Oh sure... VB6 and good OO design and modern practices (unit tests, dependency injection, etc) don't mix. But... if you need to sit down and "hack out" a bunch of working code quickly it was pretty hard to beat.

Python with the VB6 ide/debugger experience would likely take the scientific computing field by storm.

I miss it... especially since I've never been able to get "edit & continue" to work at all in Visual Studio.

2 comments

You can do 'proper' OO, unit tests, and dependency injection with VB6, it's just not as easy as it could be, and most developers didn't, partly because unit tests and dependency injection weren't as popular at the time, but (with 'proper' OO and dependency injection) many apps were simple enough that these things were perceived as of little importance.

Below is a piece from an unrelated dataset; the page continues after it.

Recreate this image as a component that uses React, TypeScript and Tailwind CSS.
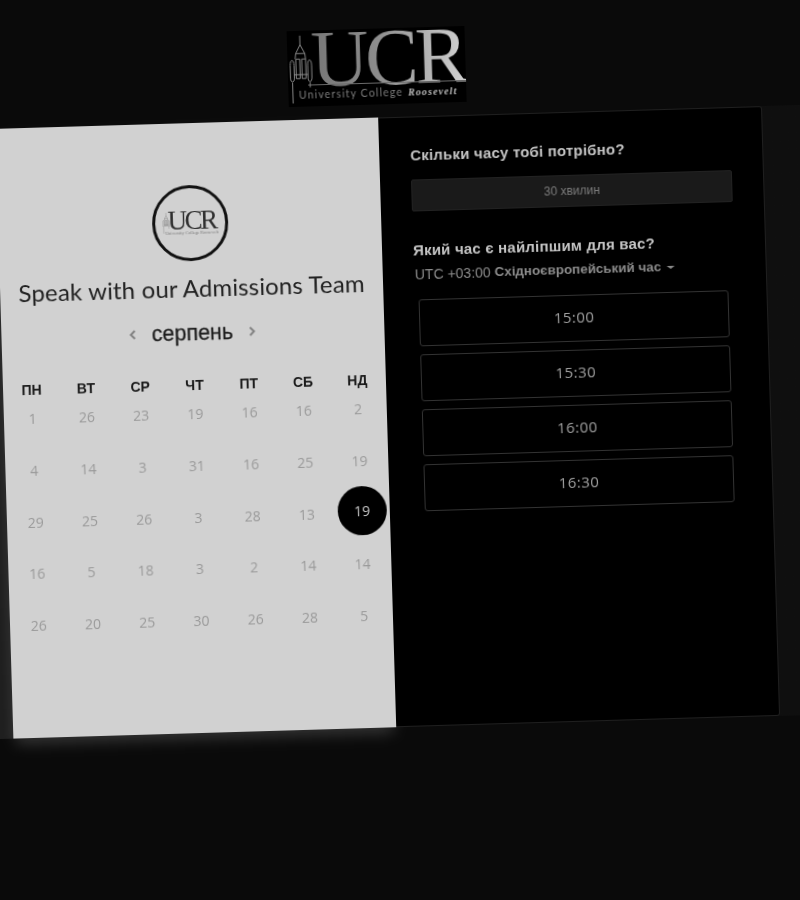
const weeks = [
  ["1", "26", "23", "19", "16", "16", "2"],
  ["4", "14", "3", "31", "16", "25", "19"],
  ["29", "25", "26", "3", "28", "13", "19"],
  ["16", "5", "18", "3", "2", "14", "14"],
  ["26", "20", "25", "30", "26", "28", "5"],
];
const dayNames = ["ПН", "ВТ", "СР", "ЧТ", "ПТ", "СБ", "НД"];
const slots = ["15:00", "15:30", "16:00", "16:30"];

function Tower({ className }: { className: string }) {
  return (
    <svg viewBox="0 0 80 210" className={className} fill="none" stroke="currentColor" strokeWidth="3">
      <path d="M40 0V28L26 55L24 72M40 28L54 55L56 72M26 55H54" />
      <path d="M8 92C8 70 20 70 20 92V130C20 146 8 146 8 130Z" />
      <path d="M26 72H38V132H26Z" />
      <path d="M44 72H56V132H44Z" />
      <path d="M62 92C62 70 74 70 74 92V130C74 146 62 146 62 130Z" />
      <path d="M20 120H62M14 144V208M68 144V160" />
    </svg>
  );
}

export default function App() {
  return (
    <div className="w-[800px] h-[900px] overflow-hidden bg-[#0a0a0a] font-['Liberation_Sans',sans-serif]">
      <div className="w-[800px] h-[900px] flex flex-col items-center rotate-[-1.7deg] origin-center grayscale blur-[0.4px]">
        <div className="mt-[28px] ml-[-25px] w-[178px] h-[76px] bg-black flex flex-col relative shrink-0">
          <Tower className="absolute left-[0px] top-[4px] w-[26px] h-[70px] text-[#8a8a8a]" />
          <div className="pl-[24px] h-[58px] -mb-[4px] leading-[58px] font-['Liberation_Serif',serif] text-[80px] tracking-[-3.5px] bg-gradient-to-r from-[#6f6f6f] via-[#8c8c8c] to-[#d2d2d2] bg-clip-text text-transparent whitespace-nowrap">
            UCR
          </div>
          <div className="ml-[20px] w-[158px] h-px bg-[#6a6a6a]" />
          <div className="mt-[2px] ml-[11px] flex items-baseline gap-[5px] whitespace-nowrap leading-[14px]">
            <span className="font-['Lato',sans-serif] text-[10.5px] tracking-[1.15px] text-[#7c7c7c]">University College</span>
            <span className="font-['Liberation_Serif',serif] italic font-bold text-[10px] tracking-[1.1px] text-[#bdbdbd]">Roosevelt</span>
          </div>
        </div>
        <div className="mt-[13px] w-[1000px] h-[610px] shrink-0 flex justify-center bg-gradient-to-r from-[#1f1f1f] from-50% to-[#0f0f0f] to-50%">
          <div className="ml-[-23px] w-[767px] h-[610px] flex shrink-0">
            <div className="w-[383px] bg-[#d1d1d1] flex flex-col items-center pt-[62px] shadow-[0_8px_14px_-3px_rgba(255,255,255,0.18)]">
              <div className="w-[76px] h-[76px] rounded-full border-[3px] border-[#111111] flex items-center justify-center relative">
                <div className="flex flex-col items-center ml-[4px]">
                  <div className="font-['Liberation_Serif',serif] text-[27px] tracking-[-2.5px] text-[#2e2e2e] leading-[20px]">UCR</div>
                  <div className="font-['Liberation_Serif',serif] text-[4.5px] text-[#7a7a7a] leading-[6px] whitespace-nowrap">University College Roosevelt</div>
                </div>
                <Tower className="absolute left-[7px] top-[24px] w-[8px] h-[21px] text-[#666666]" />
              </div>
              <h1 className="mt-[9px] font-['Lato',sans-serif] text-[24px] tracking-[0.15px] leading-[36px] text-[#222222] whitespace-nowrap">Speak with our Admissions Team</h1>
              <div className="mt-[12px] flex items-center gap-[15px] ml-[-1px]">
                <svg viewBox="0 0 10 14" className="w-[8px] h-[12px] text-[#808080]" fill="none" stroke="currentColor" strokeWidth="2.4"><path d="M8 2L3 7L8 12" /></svg>
                <span className="text-[21.5px] leading-[30px] text-[#1c1c1c] [-webkit-text-stroke:0.3px_#1c1c1c]">серпень</span>
                <svg viewBox="0 0 10 14" className="w-[8px] h-[12px] text-[#808080]" fill="none" stroke="currentColor" strokeWidth="2.4"><path d="M2 2L7 7L2 12" /></svg>
              </div>
              <div className="mt-[28px] w-[380px] grid grid-cols-7 text-center text-[14px] font-bold text-[#1a1a1a]">
                {dayNames.map((d) => (
                  <div key={d} className="h-[18px] leading-[18px]">{d}</div>
                ))}
              </div>
              <div className="-mt-[6px] w-[380px] grid grid-cols-7 auto-rows-[51.7px] text-center font-['Open_Sans',sans-serif] text-[14px] text-[#9a9a9a]">
                {weeks.flat().map((n, i) => (
                  <div key={i} className="flex items-center justify-center">
                    {i === 20 ? (
                      <span className="w-[49px] h-[49px] mb-[3px] ml-[2px] rounded-full bg-black text-[#c8c8c8] flex items-center justify-center">{n}</span>
                    ) : (
                      n
                    )}
                  </div>
                ))}
              </div>
            </div>
            <div className="w-[384px] bg-black border border-[#1f1f1f] border-l-0 rounded-r-[3px] pl-[31px] pr-[30px] pt-[28px]">
              <h2 className="text-[15px] tracking-[0.2px] leading-[20px] font-bold text-[#c4c4c4]">Скільки часу тобі потрібно?</h2>
              <div className="mt-[14px] w-[321px] h-[32px] rounded-[2px] bg-[#1a1a1a] border border-[#222222] flex items-center justify-center text-[12px] text-[#7c7c7c]">30 хвилин</div>
              <h2 className="mt-[29px] text-[15px] tracking-[0.2px] leading-[20px] font-bold text-[#c4c4c4]">Який час є найліпшим для вас?</h2>
              <div className="mt-[4px] ml-[1px] flex items-center text-[14px] leading-[20px] text-[#8c8c8c]">
                <span>UTC +03:00&nbsp;</span>
                <span className="font-bold text-[13.4px]">Східноєвропейський час</span>
                <span className="ml-[6px] w-0 h-0 border-x-[4px] border-x-transparent border-t-[3px] border-t-[#8c8c8c]" />
              </div>
              <div className="mt-[15px] ml-[4px] w-[310px] flex flex-col gap-[8px]">
                {slots.map((s) => (
                  <div key={s} className="h-[47px] pb-[2px] rounded-[3px] border border-[#333333] flex items-center justify-center font-['Open_Sans',sans-serif] text-[15px] tracking-[0.5px] text-[#a0a0a0]">{s}</div>
                ))}
              </div>
            </div>
          </div>
        </div>
      </div>
    </div>
  );
}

When I last wrote some VB6, I was criticised by a colleague for 'over-engineering' because, to build a cancellable progress dialog, I used a (very simple) observer pattern. He didn't understand what it was or how it worked - and would have preferred to simply block the entire UI while a process ran (without the ability to cancel, even). To him, even basic OO ideas were pointless and dangerous over-'designing'.

If your application was crap, it could also remain incredibly simple in terms of design, though inevitably multi-thousand line methods and hacks upon hacks led to completely non-understandable, buggy, and brittle code, so I'm sticking to my 'enough design' principles!

One more aside: This developer complained that there was a bug in the VB6 IDE because it wouldn't let him add any more code to a file - he'd written such a huge code file that he'd actually hit the IDE's limit. I tried talking about modularisation, refactoring, etc... then just gave up.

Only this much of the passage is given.